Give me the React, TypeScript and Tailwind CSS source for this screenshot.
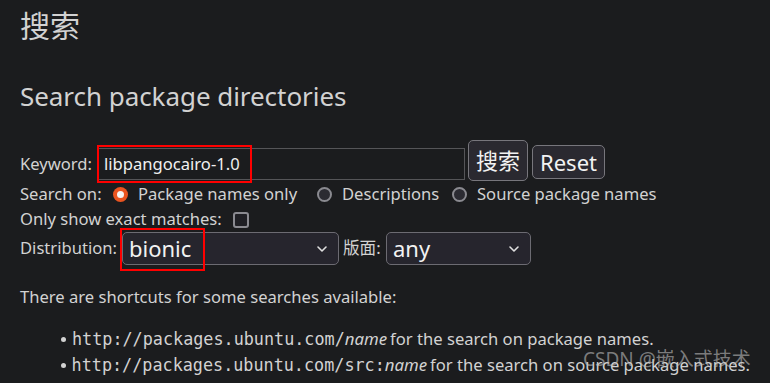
import React from "react";

const sans = { fontFamily: '"Noto Sans", "Noto Sans CJK SC", sans-serif' };
const mono = { fontFamily: '"DejaVu Sans Mono", monospace' };

function Chevron() {
  return (
    <svg width="12" height="8" viewBox="0 0 12 8" className="absolute right-[10px] top-1/2 -translate-y-1/2">
      <path d="M2 2 L6 6 L10 2" stroke="#e0e0e0" strokeWidth="1.6" fill="none" strokeLinecap="round" strokeLinejoin="round" />
    </svg>
  );
}

function Radio({ checked }: { checked?: boolean }) {
  return checked ? (
    <span className="shrink-0 w-[15px] h-[15px] rounded-full bg-[#e95420] flex items-center justify-center">
      <span className="block w-[7px] h-[7px] rounded-full bg-[#f4f4f4]" />
    </span>
  ) : (
    <span className="shrink-0 block w-[15px] h-[15px] rounded-full border-2 border-[#8a8a90] bg-[#2b2b32]" />
  );
}

export default function App() {
  return (
    <div className="relative w-[770px] h-[383px] overflow-hidden bg-[#1b1c1e] text-[#d2d2d2] px-5" style={sans}>
      <h1 className="text-[30px] leading-none pt-[11px] h-[48px] font-normal">搜索</h1>
      <h2 className="text-[26px] leading-none mt-[35px] h-[40px] font-normal tracking-[-0.05px]">Search package directories</h2>

      <div className="flex items-start mt-[17px] h-[41px] text-[16.6px]">
        <span className="w-[77px] mt-[11px] leading-[26px] shrink-0">Keyword:</span>
        <div className="relative mt-[8px]">
          <div className="w-[368px] h-[32px] border border-[#555558] bg-[#1b1c1e] flex items-center pl-[6px] text-[16.6px] text-[#f0f0f0]">
            libpangocairo-1.0
          </div>
          <div className="absolute left-0 top-[-3px] w-[155px] h-[38px] border-2 border-[#ff0000]" />
        </div>
        <button className="ml-[3px] w-[60px] h-[41px] rounded-[5px] border border-[#77767c] bg-[#2a2930] text-[22px] text-[#f2f2f2] flex items-center justify-center">
          搜索
        </button>
        <button className="ml-[4px] mt-[5px] w-[73px] h-[34px] rounded-[5px] border border-[#77767c] bg-[#2a2930] text-[22px] text-[#f2f2f2] flex items-center justify-center">
          Reset
        </button>
      </div>

      <div className="flex items-center h-[26px] text-[16.6px]">
        <span className="w-[93px] shrink-0">Search on:</span>
        <Radio checked />
        <span className="ml-[10px] w-[179px] shrink-0">Package names only</span>
        <Radio />
        <span className="ml-[10px] w-[110px] shrink-0">Descriptions</span>
        <Radio />
        <span className="ml-[10px]">Source package names</span>
      </div>

      <div className="flex items-center h-[25px] text-[16.6px]">
        <span className="w-[213px] shrink-0">Only show exact matches:</span>
        <span className="shrink-0 block w-[16px] h-[16px] rounded-[3px] border-2 border-[#8a8a90] bg-[#1f1f24]" />
      </div>

      <div className="flex items-center h-[33px] text-[16.6px]">
        <span className="w-[102px] shrink-0">Distribution:</span>
        <div className="relative w-[217px] h-[33px] rounded-[5px] border border-[#6c6b72] bg-[#26252d] flex items-center pl-[6px] text-[22px] text-[#f2f2f2]">
          bionic
          <Chevron />
          <div className="absolute left-[-3px] top-[-5px] w-[85px] h-[43px] border-2 border-[#ff0000]" />
        </div>
        <span className="ml-[4px] w-[43px] shrink-0">版面:</span>
        <div className="relative w-[145px] h-[33px] rounded-[5px] border border-[#6c6b72] bg-[#26252d] flex items-center pl-[6px] text-[22px] text-[#f2f2f2]">
          any
          <Chevron />
        </div>
      </div>

      <p className="text-[16.6px] mt-[21px] leading-[22px]">There are shortcuts for some searches available:</p>

      <ul className="mt-[18px] pl-[41px] text-[16.6px]">
        <li className="flex items-center h-[26px] whitespace-nowrap">
          <span className="w-[11px] flex items-center"><span className="block w-[5px] h-[5px] rounded-full bg-[#d2d2d2]" /></span>
          <code className="text-[16.8px]" style={mono}>
            http://packages.ubuntu.com/<i style={sans}>name</i>
          </code>
          <span className="ml-[3px]">for the search on package names.</span>
        </li>
        <li className="flex items-center h-[26px] whitespace-nowrap">
          <span className="w-[11px] flex items-center"><span className="block w-[5px] h-[5px] rounded-full bg-[#d2d2d2]" /></span>
          <code className="text-[16.8px]" style={mono}>
            http://packages.ubuntu.com/src:<i style={sans}>name</i>
          </code>
          <span className="ml-[3px]">for the search on source package names.</span>
        </li>
      </ul>

      <div className="absolute left-[583px] top-[350px] text-[19px] text-[#bdbdbd]/60 leading-none whitespace-nowrap">CSDN @嵌入式技术</div>
    </div>
  );
}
· · ·
REQUIRED TASK: Every line is to be duplicated exactly, though pictures stay out.

ANSWER TO THE PROBLEM:
Give me the React, TypeScript and Tailwind CSS source for this screenshot.
import React from "react";

const sans = { fontFamily: '"Noto Sans", "Noto Sans CJK SC", sans-serif' };
const mono = { fontFamily: '"DejaVu Sans Mono", monospace' };

function Chevron() {
  return (
    <svg width="12" height="8" viewBox="0 0 12 8" className="absolute right-[10px] top-1/2 -translate-y-1/2">
      <path d="M2 2 L6 6 L10 2" stroke="#e0e0e0" strokeWidth="1.6" fill="none" strokeLinecap="round" strokeLinejoin="round" />
    </svg>
  );
}

function Radio({ checked }: { checked?: boolean }) {
  return checked ? (
    <span className="shrink-0 w-[15px] h-[15px] rounded-full bg-[#e95420] flex items-center justify-center">
      <span className="block w-[7px] h-[7px] rounded-full bg-[#f4f4f4]" />
    </span>
  ) : (
    <span className="shrink-0 block w-[15px] h-[15px] rounded-full border-2 border-[#8a8a90] bg-[#2b2b32]" />
  );
}

export default function App() {
  return (
    <div className="relative w-[770px] h-[383px] overflow-hidden bg-[#1b1c1e] text-[#d2d2d2] px-5" style={sans}>
      <h1 className="text-[30px] leading-none pt-[11px] h-[48px] font-normal">搜索</h1>
      <h2 className="text-[26px] leading-none mt-[35px] h-[40px] font-normal tracking-[-0.05px]">Search package directories</h2>

      <div className="flex items-start mt-[17px] h-[41px] text-[16.6px]">
        <span className="w-[77px] mt-[11px] leading-[26px] shrink-0">Keyword:</span>
        <div className="relative mt-[8px]">
          <div className="w-[368px] h-[32px] border border-[#555558] bg-[#1b1c1e] flex items-center pl-[6px] text-[16.6px] text-[#f0f0f0]">
            libpangocairo-1.0
          </div>
          <div className="absolute left-0 top-[-3px] w-[155px] h-[38px] border-2 border-[#ff0000]" />
        </div>
        <button className="ml-[3px] w-[60px] h-[41px] rounded-[5px] border border-[#77767c] bg-[#2a2930] text-[22px] text-[#f2f2f2] flex items-center justify-center">
          搜索
        </button>
        <button className="ml-[4px] mt-[5px] w-[73px] h-[34px] rounded-[5px] border border-[#77767c] bg-[#2a2930] text-[22px] text-[#f2f2f2] flex items-center justify-center">
          Reset
        </button>
      </div>

      <div className="flex items-center h-[26px] text-[16.6px]">
        <span className="w-[93px] shrink-0">Search on:</span>
        <Radio checked />
        <span className="ml-[10px] w-[179px] shrink-0">Package names only</span>
        <Radio />
        <span className="ml-[10px] w-[110px] shrink-0">Descriptions</span>
        <Radio />
        <span className="ml-[10px]">Source package names</span>
      </div>

      <div className="flex items-center h-[25px] text-[16.6px]">
        <span className="w-[213px] shrink-0">Only show exact matches:</span>
        <span className="shrink-0 block w-[16px] h-[16px] rounded-[3px] border-2 border-[#8a8a90] bg-[#1f1f24]" />
      </div>

      <div className="flex items-center h-[33px] text-[16.6px]">
        <span className="w-[102px] shrink-0">Distribution:</span>
        <div className="relative w-[217px] h-[33px] rounded-[5px] border border-[#6c6b72] bg-[#26252d] flex items-center pl-[6px] text-[22px] text-[#f2f2f2]">
          bionic
          <Chevron />
          <div className="absolute left-[-3px] top-[-5px] w-[85px] h-[43px] border-2 border-[#ff0000]" />
        </div>
        <span className="ml-[4px] w-[43px] shrink-0">版面:</span>
        <div className="relative w-[145px] h-[33px] rounded-[5px] border border-[#6c6b72] bg-[#26252d] flex items-center pl-[6px] text-[22px] text-[#f2f2f2]">
          any
          <Chevron />
        </div>
      </div>

      <p className="text-[16.6px] mt-[21px] leading-[22px]">There are shortcuts for some searches available:</p>

      <ul className="mt-[18px] pl-[41px] text-[16.6px]">
        <li className="flex items-center h-[26px] whitespace-nowrap">
          <span className="w-[11px] flex items-center"><span className="block w-[5px] h-[5px] rounded-full bg-[#d2d2d2]" /></span>
          <code className="text-[16.8px]" style={mono}>
            http://packages.ubuntu.com/<i style={sans}>name</i>
          </code>
          <span className="ml-[3px]">for the search on package names.</span>
        </li>
        <li className="flex items-center h-[26px] whitespace-nowrap">
          <span className="w-[11px] flex items-center"><span className="block w-[5px] h-[5px] rounded-full bg-[#d2d2d2]" /></span>
          <code className="text-[16.8px]" style={mono}>
            http://packages.ubuntu.com/src:<i style={sans}>name</i>
          </code>
          <span className="ml-[3px]">for the search on source package names.</span>
        </li>
      </ul>

      <div className="absolute left-[583px] top-[350px] text-[19px] text-[#bdbdbd]/60 leading-none whitespace-nowrap">CSDN @嵌入式技术</div>
    </div>
  );
}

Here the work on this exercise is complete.